THE REQUEST
Nothing outside the range from the line with "Rebuild this screenshot" to the line with "10, 11, 12];" belongs in the copy, and no pictures do either; repeat that range exactly.
--- INFORMATION SUPPLIED ---
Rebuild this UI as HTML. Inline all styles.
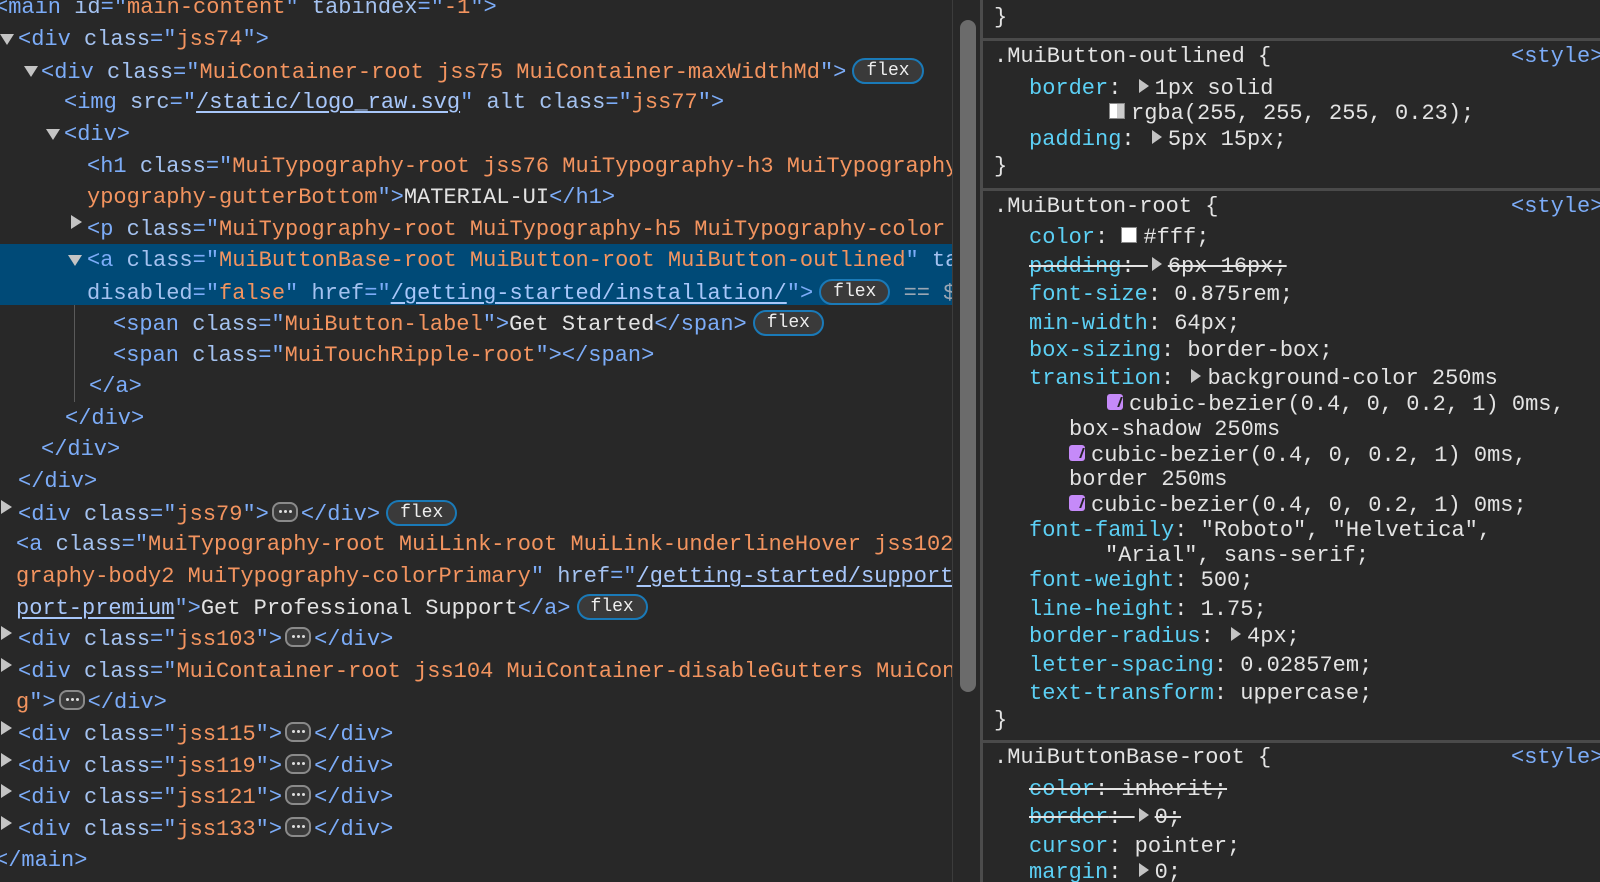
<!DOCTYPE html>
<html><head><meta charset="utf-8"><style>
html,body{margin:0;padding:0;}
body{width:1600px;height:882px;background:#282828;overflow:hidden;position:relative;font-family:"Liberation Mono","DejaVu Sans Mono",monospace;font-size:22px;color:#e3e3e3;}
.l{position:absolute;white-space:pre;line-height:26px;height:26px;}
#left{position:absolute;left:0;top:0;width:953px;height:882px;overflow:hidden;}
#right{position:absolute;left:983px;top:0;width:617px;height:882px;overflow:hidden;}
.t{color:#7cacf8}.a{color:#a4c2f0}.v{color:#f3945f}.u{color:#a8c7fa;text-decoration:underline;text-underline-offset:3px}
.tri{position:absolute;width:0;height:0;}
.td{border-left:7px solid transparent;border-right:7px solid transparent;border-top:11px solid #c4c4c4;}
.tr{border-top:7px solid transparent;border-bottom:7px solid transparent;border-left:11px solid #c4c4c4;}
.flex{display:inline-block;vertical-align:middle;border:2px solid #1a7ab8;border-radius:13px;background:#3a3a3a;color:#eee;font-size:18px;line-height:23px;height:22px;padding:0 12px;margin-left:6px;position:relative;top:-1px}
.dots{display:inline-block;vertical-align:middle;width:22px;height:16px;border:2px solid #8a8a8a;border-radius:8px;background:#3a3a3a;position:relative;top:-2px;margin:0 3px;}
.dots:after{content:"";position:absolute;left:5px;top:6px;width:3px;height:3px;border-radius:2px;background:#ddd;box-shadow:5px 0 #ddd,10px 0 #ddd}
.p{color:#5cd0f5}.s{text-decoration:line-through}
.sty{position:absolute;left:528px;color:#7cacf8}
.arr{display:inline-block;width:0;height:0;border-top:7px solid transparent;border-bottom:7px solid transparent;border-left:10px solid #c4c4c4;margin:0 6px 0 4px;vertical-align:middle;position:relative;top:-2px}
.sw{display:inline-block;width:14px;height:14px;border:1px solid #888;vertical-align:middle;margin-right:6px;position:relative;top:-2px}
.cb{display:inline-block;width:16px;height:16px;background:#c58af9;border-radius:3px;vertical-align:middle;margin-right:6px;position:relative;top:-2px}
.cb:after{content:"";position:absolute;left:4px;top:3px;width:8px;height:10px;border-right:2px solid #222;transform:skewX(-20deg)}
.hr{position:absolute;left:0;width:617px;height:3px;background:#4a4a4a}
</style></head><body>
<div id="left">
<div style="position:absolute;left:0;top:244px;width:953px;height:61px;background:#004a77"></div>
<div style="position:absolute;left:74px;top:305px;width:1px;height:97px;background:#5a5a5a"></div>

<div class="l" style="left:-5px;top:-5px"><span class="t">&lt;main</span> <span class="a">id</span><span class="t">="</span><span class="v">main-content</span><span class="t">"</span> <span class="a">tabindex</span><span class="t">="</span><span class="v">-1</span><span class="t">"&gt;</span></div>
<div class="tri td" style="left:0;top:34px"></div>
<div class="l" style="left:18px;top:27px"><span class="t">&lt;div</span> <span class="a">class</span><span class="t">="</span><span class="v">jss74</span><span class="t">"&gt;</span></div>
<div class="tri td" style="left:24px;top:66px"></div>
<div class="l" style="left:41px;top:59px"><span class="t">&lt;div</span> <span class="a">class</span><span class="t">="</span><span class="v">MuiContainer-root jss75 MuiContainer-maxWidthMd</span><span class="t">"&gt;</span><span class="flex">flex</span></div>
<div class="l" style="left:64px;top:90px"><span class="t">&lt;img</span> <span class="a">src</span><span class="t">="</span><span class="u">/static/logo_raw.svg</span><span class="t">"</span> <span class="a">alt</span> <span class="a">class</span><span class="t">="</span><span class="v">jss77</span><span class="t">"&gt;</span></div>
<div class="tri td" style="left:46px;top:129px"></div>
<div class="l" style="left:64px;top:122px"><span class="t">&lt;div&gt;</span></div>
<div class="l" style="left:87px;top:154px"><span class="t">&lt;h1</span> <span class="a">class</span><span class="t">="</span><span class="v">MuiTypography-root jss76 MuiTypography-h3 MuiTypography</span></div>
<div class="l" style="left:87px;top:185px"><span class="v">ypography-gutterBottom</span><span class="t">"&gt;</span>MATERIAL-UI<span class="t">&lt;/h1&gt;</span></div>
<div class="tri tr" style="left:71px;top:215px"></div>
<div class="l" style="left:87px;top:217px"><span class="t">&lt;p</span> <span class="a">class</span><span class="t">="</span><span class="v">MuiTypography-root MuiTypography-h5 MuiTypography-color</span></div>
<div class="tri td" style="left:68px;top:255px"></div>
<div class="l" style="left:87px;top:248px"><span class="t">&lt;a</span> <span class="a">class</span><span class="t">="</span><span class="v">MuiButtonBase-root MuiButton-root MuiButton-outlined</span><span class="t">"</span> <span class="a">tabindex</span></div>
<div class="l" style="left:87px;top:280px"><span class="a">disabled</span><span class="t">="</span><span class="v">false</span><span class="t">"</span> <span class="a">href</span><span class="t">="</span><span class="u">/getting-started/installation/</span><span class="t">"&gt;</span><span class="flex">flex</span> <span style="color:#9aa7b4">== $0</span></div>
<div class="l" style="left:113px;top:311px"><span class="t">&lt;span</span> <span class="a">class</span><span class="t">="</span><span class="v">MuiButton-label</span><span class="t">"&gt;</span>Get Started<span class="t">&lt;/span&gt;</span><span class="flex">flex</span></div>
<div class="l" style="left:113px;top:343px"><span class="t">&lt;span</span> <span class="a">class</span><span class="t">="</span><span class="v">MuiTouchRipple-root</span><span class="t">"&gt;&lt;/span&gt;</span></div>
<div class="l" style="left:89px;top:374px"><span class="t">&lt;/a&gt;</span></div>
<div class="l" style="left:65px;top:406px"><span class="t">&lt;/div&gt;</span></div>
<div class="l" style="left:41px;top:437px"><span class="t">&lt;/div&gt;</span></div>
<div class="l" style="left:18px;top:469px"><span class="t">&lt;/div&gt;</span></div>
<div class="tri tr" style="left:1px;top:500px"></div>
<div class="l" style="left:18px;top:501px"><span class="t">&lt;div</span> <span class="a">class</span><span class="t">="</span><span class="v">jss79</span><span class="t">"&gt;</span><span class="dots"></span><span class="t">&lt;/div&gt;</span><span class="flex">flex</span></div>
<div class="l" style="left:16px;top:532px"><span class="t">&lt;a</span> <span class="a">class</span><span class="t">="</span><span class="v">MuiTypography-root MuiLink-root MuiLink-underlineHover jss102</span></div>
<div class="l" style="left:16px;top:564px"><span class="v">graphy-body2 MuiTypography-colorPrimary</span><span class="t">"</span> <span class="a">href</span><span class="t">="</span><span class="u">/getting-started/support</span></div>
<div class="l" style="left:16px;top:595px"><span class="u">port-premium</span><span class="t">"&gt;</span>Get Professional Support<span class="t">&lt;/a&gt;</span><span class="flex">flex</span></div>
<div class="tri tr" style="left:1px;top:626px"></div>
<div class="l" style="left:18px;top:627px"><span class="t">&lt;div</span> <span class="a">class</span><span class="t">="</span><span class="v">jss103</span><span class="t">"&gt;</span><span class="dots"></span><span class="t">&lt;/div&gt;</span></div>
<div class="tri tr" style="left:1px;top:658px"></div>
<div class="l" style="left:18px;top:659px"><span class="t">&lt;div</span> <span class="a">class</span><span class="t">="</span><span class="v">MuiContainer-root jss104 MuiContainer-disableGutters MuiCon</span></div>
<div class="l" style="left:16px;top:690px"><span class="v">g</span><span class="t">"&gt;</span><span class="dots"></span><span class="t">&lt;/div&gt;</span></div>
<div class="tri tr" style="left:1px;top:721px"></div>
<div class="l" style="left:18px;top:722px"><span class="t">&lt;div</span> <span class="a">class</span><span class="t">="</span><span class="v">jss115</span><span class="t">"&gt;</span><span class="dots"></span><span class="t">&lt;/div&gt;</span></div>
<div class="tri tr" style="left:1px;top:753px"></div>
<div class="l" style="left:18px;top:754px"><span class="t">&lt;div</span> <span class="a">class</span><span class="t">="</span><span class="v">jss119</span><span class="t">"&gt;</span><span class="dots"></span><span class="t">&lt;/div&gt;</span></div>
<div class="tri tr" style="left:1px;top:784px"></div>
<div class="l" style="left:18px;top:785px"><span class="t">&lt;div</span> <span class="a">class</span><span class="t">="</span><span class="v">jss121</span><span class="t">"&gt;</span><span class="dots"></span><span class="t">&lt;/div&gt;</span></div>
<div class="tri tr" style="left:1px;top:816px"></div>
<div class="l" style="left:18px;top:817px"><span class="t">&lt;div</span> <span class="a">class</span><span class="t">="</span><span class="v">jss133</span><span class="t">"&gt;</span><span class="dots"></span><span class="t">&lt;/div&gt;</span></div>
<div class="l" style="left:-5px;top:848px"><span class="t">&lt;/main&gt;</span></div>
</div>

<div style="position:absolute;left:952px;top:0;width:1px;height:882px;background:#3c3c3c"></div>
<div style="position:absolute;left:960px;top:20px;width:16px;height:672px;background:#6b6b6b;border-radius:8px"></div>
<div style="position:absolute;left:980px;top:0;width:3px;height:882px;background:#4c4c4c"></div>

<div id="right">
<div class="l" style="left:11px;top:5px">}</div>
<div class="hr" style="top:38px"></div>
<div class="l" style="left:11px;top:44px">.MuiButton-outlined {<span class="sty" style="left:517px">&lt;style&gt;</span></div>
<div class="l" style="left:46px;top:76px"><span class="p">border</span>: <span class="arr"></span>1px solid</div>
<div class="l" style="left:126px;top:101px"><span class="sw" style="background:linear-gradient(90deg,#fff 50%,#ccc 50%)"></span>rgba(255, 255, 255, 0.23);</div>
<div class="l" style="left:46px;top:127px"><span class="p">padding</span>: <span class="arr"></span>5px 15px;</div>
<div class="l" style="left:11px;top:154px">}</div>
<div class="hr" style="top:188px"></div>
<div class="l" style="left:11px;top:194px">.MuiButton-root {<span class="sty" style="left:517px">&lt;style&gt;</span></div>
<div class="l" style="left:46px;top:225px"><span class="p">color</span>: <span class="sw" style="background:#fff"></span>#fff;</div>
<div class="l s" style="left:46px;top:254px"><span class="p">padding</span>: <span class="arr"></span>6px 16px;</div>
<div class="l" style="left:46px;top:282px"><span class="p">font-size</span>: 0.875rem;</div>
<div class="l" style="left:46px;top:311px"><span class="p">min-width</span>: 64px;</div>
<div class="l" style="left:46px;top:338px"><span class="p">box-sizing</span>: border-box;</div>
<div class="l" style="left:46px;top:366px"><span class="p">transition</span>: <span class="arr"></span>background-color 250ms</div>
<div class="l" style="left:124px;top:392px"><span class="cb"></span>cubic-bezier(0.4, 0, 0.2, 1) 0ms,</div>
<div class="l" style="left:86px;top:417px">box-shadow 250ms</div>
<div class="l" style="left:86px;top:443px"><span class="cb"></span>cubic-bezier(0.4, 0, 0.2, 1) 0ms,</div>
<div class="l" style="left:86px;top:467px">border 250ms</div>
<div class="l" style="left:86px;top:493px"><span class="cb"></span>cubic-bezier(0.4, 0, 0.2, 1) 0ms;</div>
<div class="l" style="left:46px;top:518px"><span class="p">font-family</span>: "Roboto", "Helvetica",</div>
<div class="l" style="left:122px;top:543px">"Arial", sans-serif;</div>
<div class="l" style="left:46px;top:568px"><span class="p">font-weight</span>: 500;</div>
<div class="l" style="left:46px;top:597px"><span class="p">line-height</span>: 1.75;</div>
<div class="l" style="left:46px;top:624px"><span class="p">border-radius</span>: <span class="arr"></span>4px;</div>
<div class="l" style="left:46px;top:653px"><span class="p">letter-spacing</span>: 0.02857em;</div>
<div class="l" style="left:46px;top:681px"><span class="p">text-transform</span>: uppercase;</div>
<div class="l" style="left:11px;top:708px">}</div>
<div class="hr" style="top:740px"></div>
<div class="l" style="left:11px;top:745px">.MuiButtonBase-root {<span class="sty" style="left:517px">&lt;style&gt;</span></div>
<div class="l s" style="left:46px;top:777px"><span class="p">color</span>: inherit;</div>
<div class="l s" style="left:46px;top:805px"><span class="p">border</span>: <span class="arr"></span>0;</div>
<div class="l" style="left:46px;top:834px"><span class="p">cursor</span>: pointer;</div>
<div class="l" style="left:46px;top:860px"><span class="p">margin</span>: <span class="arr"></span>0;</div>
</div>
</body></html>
---
--- INFORMATION SUPPLIED ---
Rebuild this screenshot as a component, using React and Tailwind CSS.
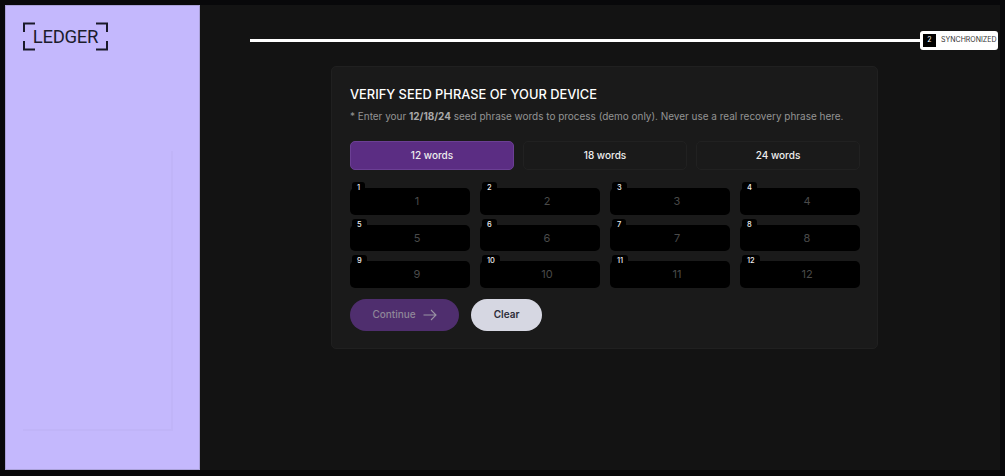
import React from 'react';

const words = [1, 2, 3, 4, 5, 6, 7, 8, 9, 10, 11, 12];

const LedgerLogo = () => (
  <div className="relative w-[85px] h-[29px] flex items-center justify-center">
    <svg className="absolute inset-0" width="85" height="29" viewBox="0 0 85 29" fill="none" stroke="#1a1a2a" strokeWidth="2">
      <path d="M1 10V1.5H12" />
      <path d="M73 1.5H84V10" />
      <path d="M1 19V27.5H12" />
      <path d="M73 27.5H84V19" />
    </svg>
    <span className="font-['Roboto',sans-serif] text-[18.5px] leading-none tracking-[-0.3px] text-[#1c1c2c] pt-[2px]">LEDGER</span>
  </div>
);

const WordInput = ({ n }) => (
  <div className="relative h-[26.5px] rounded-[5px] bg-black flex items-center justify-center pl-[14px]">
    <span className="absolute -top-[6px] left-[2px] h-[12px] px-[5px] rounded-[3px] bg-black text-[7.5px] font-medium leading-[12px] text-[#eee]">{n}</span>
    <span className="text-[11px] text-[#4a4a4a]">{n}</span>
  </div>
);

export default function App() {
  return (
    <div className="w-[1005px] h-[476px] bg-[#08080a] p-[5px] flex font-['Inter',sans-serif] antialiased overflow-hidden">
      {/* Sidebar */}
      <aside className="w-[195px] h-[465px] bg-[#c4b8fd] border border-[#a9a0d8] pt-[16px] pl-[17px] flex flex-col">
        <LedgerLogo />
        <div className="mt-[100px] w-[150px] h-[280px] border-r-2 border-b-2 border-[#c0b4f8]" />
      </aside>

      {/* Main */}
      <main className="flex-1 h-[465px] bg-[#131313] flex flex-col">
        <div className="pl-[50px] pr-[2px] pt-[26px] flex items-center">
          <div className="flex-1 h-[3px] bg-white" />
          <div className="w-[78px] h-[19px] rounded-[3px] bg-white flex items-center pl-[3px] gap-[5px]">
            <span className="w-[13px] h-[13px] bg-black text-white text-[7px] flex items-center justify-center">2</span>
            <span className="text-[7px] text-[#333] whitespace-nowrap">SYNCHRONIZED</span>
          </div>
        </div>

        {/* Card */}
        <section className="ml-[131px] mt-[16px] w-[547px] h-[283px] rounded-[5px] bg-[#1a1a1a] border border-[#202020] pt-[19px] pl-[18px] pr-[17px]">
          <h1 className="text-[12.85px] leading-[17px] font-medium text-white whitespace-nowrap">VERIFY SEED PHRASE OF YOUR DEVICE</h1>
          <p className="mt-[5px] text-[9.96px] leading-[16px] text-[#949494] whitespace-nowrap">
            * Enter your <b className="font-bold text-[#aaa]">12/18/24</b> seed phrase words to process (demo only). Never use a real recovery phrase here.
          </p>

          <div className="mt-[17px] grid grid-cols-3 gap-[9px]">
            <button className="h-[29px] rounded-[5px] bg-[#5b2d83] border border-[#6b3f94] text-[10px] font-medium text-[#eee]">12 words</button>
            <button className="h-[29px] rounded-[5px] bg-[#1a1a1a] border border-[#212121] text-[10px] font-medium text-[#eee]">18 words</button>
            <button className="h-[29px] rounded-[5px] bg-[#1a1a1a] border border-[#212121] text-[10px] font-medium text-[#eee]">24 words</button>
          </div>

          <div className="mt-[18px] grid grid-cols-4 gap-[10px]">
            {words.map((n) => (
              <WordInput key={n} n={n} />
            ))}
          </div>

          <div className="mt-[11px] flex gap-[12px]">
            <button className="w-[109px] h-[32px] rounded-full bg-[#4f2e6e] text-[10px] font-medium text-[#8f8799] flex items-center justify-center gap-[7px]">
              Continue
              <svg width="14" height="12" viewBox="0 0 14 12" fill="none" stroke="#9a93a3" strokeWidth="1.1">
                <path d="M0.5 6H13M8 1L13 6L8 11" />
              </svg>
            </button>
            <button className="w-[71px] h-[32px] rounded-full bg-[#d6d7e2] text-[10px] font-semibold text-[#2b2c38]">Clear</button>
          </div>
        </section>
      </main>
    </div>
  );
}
---
ANSWER
Rebuild this screenshot as a component, using React and Tailwind CSS.
import React from 'react';

const words = [1, 2, 3, 4, 5, 6, 7, 8, 9, 10, 11, 12];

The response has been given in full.